Well, if you mean that God chose two Neolithic farmers out of the entire population of the earth in 4,000 BCE to be “ensouled” or whatever, that’s a matter of faith and thus can’t be tested. If you mean that God created humans and the whole earth in 4,000 BCE, there’s a ton of evidence to disprove that contention.
Are all people alive today descended from them? There appears to be good evidence that Native American’s were present in North America long before that. Maybe that’s why Christian settlers felt it was OK to massacre them as they weren’t “family to God”.
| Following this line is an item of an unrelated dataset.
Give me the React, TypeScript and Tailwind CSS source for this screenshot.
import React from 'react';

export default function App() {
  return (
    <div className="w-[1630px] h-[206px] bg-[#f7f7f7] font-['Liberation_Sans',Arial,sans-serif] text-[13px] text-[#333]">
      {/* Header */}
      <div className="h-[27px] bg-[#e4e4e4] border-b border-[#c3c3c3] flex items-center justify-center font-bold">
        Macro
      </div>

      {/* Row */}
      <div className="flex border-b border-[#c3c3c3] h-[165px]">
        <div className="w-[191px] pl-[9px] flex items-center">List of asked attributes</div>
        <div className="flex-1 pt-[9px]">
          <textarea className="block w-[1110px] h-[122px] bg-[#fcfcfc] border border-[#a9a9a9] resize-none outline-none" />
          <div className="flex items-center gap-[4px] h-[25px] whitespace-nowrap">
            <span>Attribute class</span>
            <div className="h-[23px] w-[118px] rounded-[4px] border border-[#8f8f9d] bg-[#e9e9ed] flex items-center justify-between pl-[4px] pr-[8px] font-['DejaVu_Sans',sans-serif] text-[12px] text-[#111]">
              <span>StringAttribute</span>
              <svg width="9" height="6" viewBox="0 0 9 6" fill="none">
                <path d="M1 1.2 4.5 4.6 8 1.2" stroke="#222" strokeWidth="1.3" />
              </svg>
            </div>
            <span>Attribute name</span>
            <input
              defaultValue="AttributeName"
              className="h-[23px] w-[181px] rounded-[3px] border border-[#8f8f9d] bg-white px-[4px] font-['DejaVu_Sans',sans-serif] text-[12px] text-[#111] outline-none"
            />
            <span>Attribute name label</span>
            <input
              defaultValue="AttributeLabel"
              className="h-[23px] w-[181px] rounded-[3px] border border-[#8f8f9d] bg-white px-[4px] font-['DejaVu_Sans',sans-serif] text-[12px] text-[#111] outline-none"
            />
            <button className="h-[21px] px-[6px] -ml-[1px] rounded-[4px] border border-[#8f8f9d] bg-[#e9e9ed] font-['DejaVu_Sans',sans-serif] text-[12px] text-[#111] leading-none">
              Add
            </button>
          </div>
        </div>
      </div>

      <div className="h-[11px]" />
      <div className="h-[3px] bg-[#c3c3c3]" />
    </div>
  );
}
If you live in England, and are of 100% English ancestry, your ancestors, say, 1,000 years ago (number pulled out of my ass; feel free to supply the right date, anyone) spoke a language we now call “Old English” (oversimplifying here, to make a point). That ancestor was able to converse cleary with his children in Old English, and they communicated clearly with their children, and so on. Until the present day, when the language you learned from your most recent ancestors–Modern English, from your parents–allows you to communicate clearly with them.
You and your 1,000-year-old ancestor speak two different languages. But at no point along the descent that led to your birth was a parent unable to communicate with their child because of language difficulties (except teenagers).
Even allowing, for the sake of discussion, for the existence of a soul–a concept which I prefer to think of as consciouness or mind–the “pre-ensouled” ancestor is analogous to the Old English ancestor, and the “ensouled” Adam is you.
Though I couldn’t have written that less clearly with an ax buried in my head, I hope I’ve brought the analogy across.
To insist on a black/white, line-in-the-sand demarcation between one “state” and another is nonsensical; that’s just not the way these things work.